You might also find joy in educating others about bees, even informally. Children in particular are endlessly curious. Showing them how bees help pollinate our food, or letting them taste honey straight from the comb, can create lifelong respect for nature. Some beekeepers keep an old frame or piece of comb on hand to use as a teaching prop. Others host a “bee afternoon” once a year—a relaxed backyard gathering where neighbours can ask questions over tea and biscuits, perhaps tasting different seasonal honeys.

For friends who become more interested, you might share your seasonal routines: how you check the hive in spring, harvest in summer, or prepare for winter. These glimpses into the beekeeping year help people appreciate the rhythm and responsibility of caring for a living colony.

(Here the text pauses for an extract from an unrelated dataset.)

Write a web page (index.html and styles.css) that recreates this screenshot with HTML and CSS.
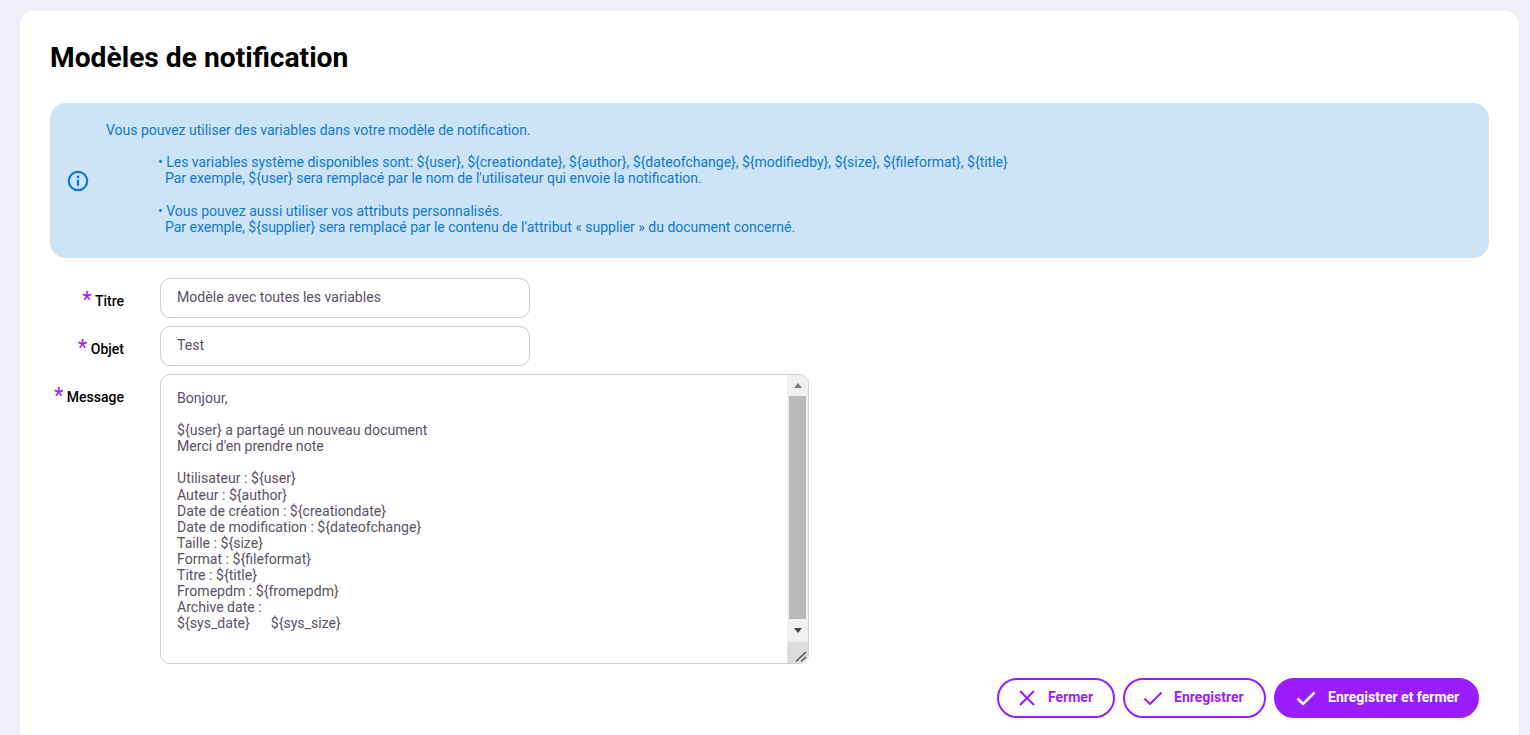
FILE: index.html
```html
<!DOCTYPE html>
<html lang="fr">
<head>
<meta charset="utf-8">
<title>Modèles de notification</title>
<link rel="stylesheet" href="styles.css">
</head>
<body>
<main class="card">
  <h1 class="title">Modèles de notification</h1>
  <section class="info">
    <svg class="info-icon" viewBox="0 0 22 22" width="22" height="22" aria-hidden="true">
      <circle cx="11" cy="11" r="9.2" fill="none" stroke="currentColor" stroke-width="2.2"/>
      <circle cx="11" cy="6.9" r="1.4" fill="currentColor"/>
      <rect x="9.9" y="9.6" width="2.2" height="6.2" fill="currentColor"/>
    </svg>
    <div class="info-text">
      <p class="info-lead">Vous pouvez utiliser des variables dans votre modèle de notification.</p>
      <ul class="info-list">
        <li>• Les variables système disponibles sont: ${user}, ${creationdate}, ${author}, ${dateofchange}, ${modifiedby}, ${size}, ${fileformat}, ${title}<br><span class="indent">Par exemple, ${user} sera remplacé par le nom de l'utilisateur qui envoie la notification.</span></li>
        <li>• Vous pouvez aussi utiliser vos attributs personnalisés.<br><span class="indent">Par exemple, ${supplier} sera remplacé par le contenu de l’attribut « supplier » du document concerné.</span></li>
      </ul>
    </div>
  </section>
  <form class="form">
    <div class="row">
      <label class="label"><span class="req">*</span> Titre</label>
      <input class="input" type="text" value="Modèle avec toutes les variables">
    </div>
    <div class="row">
      <label class="label"><span class="req">*</span> Objet</label>
      <input class="input" type="text" value="Test">
    </div>
    <div class="row">
      <label class="label"><span class="req">*</span> Message</label>
      <div class="textarea">
        <div class="textarea-text">Bonjour,

${user} a partagé un nouveau document
Merci d'en prendre note

Utilisateur : ${user}
Auteur : ${author}
Date de création : ${creationdate}
Date de modification : ${dateofchange}
Taille : ${size}
Format : ${fileformat}
Titre : ${title}
Fromepdm : ${fromepdm}
Archive date :
${sys_date}      ${sys_size}</div>
        <div class="scrollbar">
          <div class="sb-btn sb-btn-up"><span class="arrow-up"></span></div>
          <div class="sb-thumb"></div>
          <div class="sb-btn sb-btn-down"><span class="arrow-down"></span></div>
          <div class="sb-corner">
            <svg viewBox="0 0 21 21" width="21" height="21" aria-hidden="true">
              <path d="M9 19.5 L19 10 M14 19.5 L19 15" fill="none" stroke="#555" stroke-width="1.6"/>
            </svg>
          </div>
        </div>
      </div>
    </div>
    <div class="actions">
      <button class="btn btn-close" type="button">
        <svg viewBox="0 0 18 18" width="18" height="18" aria-hidden="true"><path d="M2 2 L16 16 M16 2 L2 16" fill="none" stroke="currentColor" stroke-width="2"/></svg>
        <span>Fermer</span>
      </button>
      <button class="btn btn-save" type="button">
        <svg viewBox="0 0 20 16" width="20" height="16" aria-hidden="true"><path d="M1.5 8.5 L7 14 L18.5 2.5" fill="none" stroke="currentColor" stroke-width="2"/></svg>
        <span>Enregistrer</span>
      </button>
      <button class="btn btn-primary" type="button">
        <svg viewBox="0 0 20 16" width="20" height="16" aria-hidden="true"><path d="M1.5 8.5 L7 14 L18.5 2.5" fill="none" stroke="currentColor" stroke-width="2.6"/></svg>
        <span>Enregistrer et fermer</span>
      </button>
    </div>
  </form>
</main>
</body>
</html>
```
FILE: styles.css
```css
* { box-sizing: border-box; }
html, body { height: 100%; }
body {
  margin: 0;
  padding: 11px 11px 0 20px;
  background: #edeef8;
  font-family: Roboto, "Liberation Sans", sans-serif;
  overflow: hidden;
}
.card {
  background: #fff;
  border-radius: 14px 14px 0 0;
  height: 724px;
  padding: 30px 30px 0;
}
.title {
  margin: 0 0 29px;
  height: 33px;
  font-size: 28.2px;
  line-height: 33px;
  font-weight: 700;
  color: #000;
}
.info {
  display: flex;
  align-items: center;
  height: 155px;
  background: #cde3f6;
  border-radius: 16px;
  padding-left: 17px;
  color: #0f78d1;
  font-size: 13.99px;
  line-height: 16.1px;
}
.info-icon { flex: none; margin-top: 1px; }
.info-text { margin: 0 0 4px 17px; }
.info-lead { margin: 0 0 16px; }
.info-list { list-style: none; margin: 0; padding: 0 0 0 52px; }
.info-list li + li { margin-top: 17px; }
.indent { padding-left: 7px; }
.form { padding-top: 20px; }
.row { display: flex; align-items: flex-start; margin-bottom: 8px; }
.label {
  width: 74px;
  margin-right: 36px;
  padding-top: 15px;
  text-align: right;
  white-space: nowrap;
  font-size: 14px;
  line-height: 17px;
  font-weight: 500;
  color: #000;
}
.req { color: #9a1dff; font-size: 22px; line-height: 14px; font-weight: 400; vertical-align: -1px; }
.input {
  width: 370px;
  height: 40px;
  padding: 0 16px 2px;
  border: 1px solid #cfcfcf;
  border-radius: 10px;
  background: #fff;
  font: 400 14.1px Roboto, sans-serif;
  color: #5b5266;
  outline: none;
}
.textarea {
  display: flex;
  width: 649px;
  height: 290px;
  border: 1px solid #cfcfcf;
  border-radius: 10px;
  overflow: hidden;
}
.textarea-text {
  flex: 1;
  padding: 15px 16px 0;
  white-space: pre-wrap;
  font-size: 14.1px;
  line-height: 16.1px;
  color: #5b5266;
}
.scrollbar {
  flex: none;
  display: flex;
  flex-direction: column;
  width: 21px;
  background: #f0f0f0;
}
.sb-btn { display: flex; align-items: center; justify-content: center; background: #f0f0f0; }
.sb-btn-up { height: 21px; }
.sb-btn-down { height: 23px; }
.sb-thumb { flex: 1; margin: 0 2px; background: #b9b9b9; }
.arrow-up { border: 4.5px solid transparent; border-top: 0; border-bottom: 5px solid #7c7c7c; }
.arrow-down { border: 4.5px solid transparent; border-bottom: 0; border-top: 5px solid #444; }
.sb-corner { height: 21px; background: #dcdcdc; }
.sb-corner svg { display: block; }
.actions {
  display: flex;
  justify-content: flex-end;
  gap: 8px;
  padding: 6px 10px 0 0;
}
.btn {
  display: flex;
  align-items: center;
  height: 40px;
  border: 2px solid #9a1dff;
  border-radius: 20px;
  background: #fff;
  color: #9a1dff;
  font: 700 14px Roboto, sans-serif;
  padding: 0;
}
.btn span { display: block; padding-bottom: 2px; }
.btn-close { width: 118px; padding-left: 19px; }
.btn-close span { margin-left: 12px; }
.btn-save { width: 143px; padding-left: 18px; }
.btn-save span { margin-left: 11px; }
.btn-primary { width: 205px; padding-left: 20px; background: #9a1dff; color: #fff; }
.btn-primary span { margin-left: 12px; }
```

It also helps demystify bees, replacing fear with understanding.

Honey in jars for friends and neighbours
Honey in jars for friends and neighbours

Beekeeping can even become a gentle pathway to community service. Many hobbyists enjoy giving small honey gifts to elderly neighbours, donating a few jars to local fundraising events, or offering pollination advice to home gardeners. These simple acts strengthen neighbourhood connections and reinforce the idea that beekeeping is not just about honey—it’s about stewardship.


And through all of this, you’ll likely notice something beautiful: the more you share your beekeeping hobby, the more pride and joy you feel in it. Bees have a way of reminding people that nature is cooperative, not competitive—and by sharing your hive’s story, you become part of that cooperation.